この次世代型PUの導入に触発されたのはフォードだけではない。環境に優しいエンジンを開発している自動車メーカーにとってF1界のこうした取り組みは大きな魅力で、昨年の8月にはドイツの自動車メーカーで、ル・マン24時間レースで5連覇を含む通算13勝を挙げた名門アウディも2026年からのF1参戦を表明した。
ただし、過去のF1における成功において、実はフォードは技術的に直接関与していない。フォード・コスワースDFVエンジンは、もともとコスワースがチーム・ロータスを率いるコーリン・チャップマンの依頼を受け設計・開発を進めていた。しかし、コスワースは資金難に陥り、それをフォードが資金援助して完成に至った経緯がある。つまり、コスワースが作ったエンジンに「フォード」のバッヂがついた代物だった。
F1参戦で得られるメリット
だが今回は、フォードも技術的に関与しなければならなくなった。
2026年にレッドブルに搭載されるPUも、じつはフォードではなく、RBPTが開発・製造することになっている。RBPTはホンダがF1参戦の終了を発表した直後にレッドブルが自社でPUを製造すべく立ち上げた組織で、すでに500人以上のスタッフが従事して2026年に向けたPUの開発を始めている。
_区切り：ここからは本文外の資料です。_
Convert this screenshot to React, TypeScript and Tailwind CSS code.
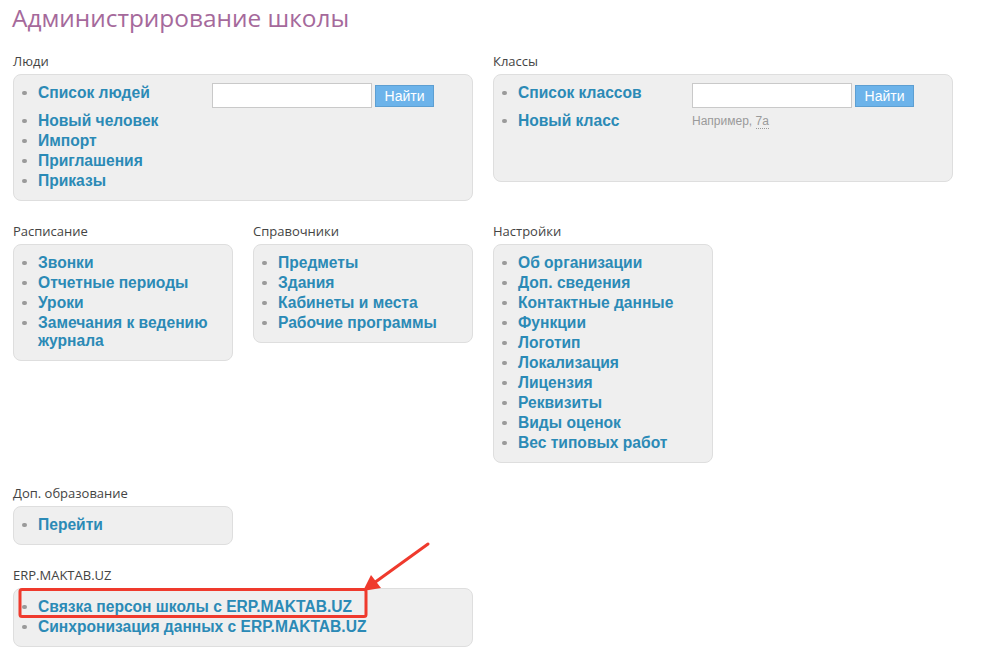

スタッフにはライバルのメルセデスから引き抜いた大物エンジニアも含まれている。彼らがメルセデスから独立してメルセデスAMG・ハイパフォーマンス・パワートレインズ(HPP)を立ち上げてF1のPUを開発してきたように、レッドブルもまた自動車メーカーに負けないPUの開発を目指している。
だが、PUの動力源はエンジンだけではない。回生エネルギーをバッテリーに充電し、電気モーターによるアシストもまた重要なパワーとなっている。しかも、2026年から導入されるPUの電力の利用比率は50%まで高められ、その性能を大きく左右する。RBPTにはその技術がまだない。だからこそ、レッドブルはフォードをパートナーに選んだのだ(ホンダとの2026年以降の関係性は、バッテリーのみの供給を望んだレッドブルに対し、ホンダがPU全体の供給にこだわったため物別れとなったと思われる)。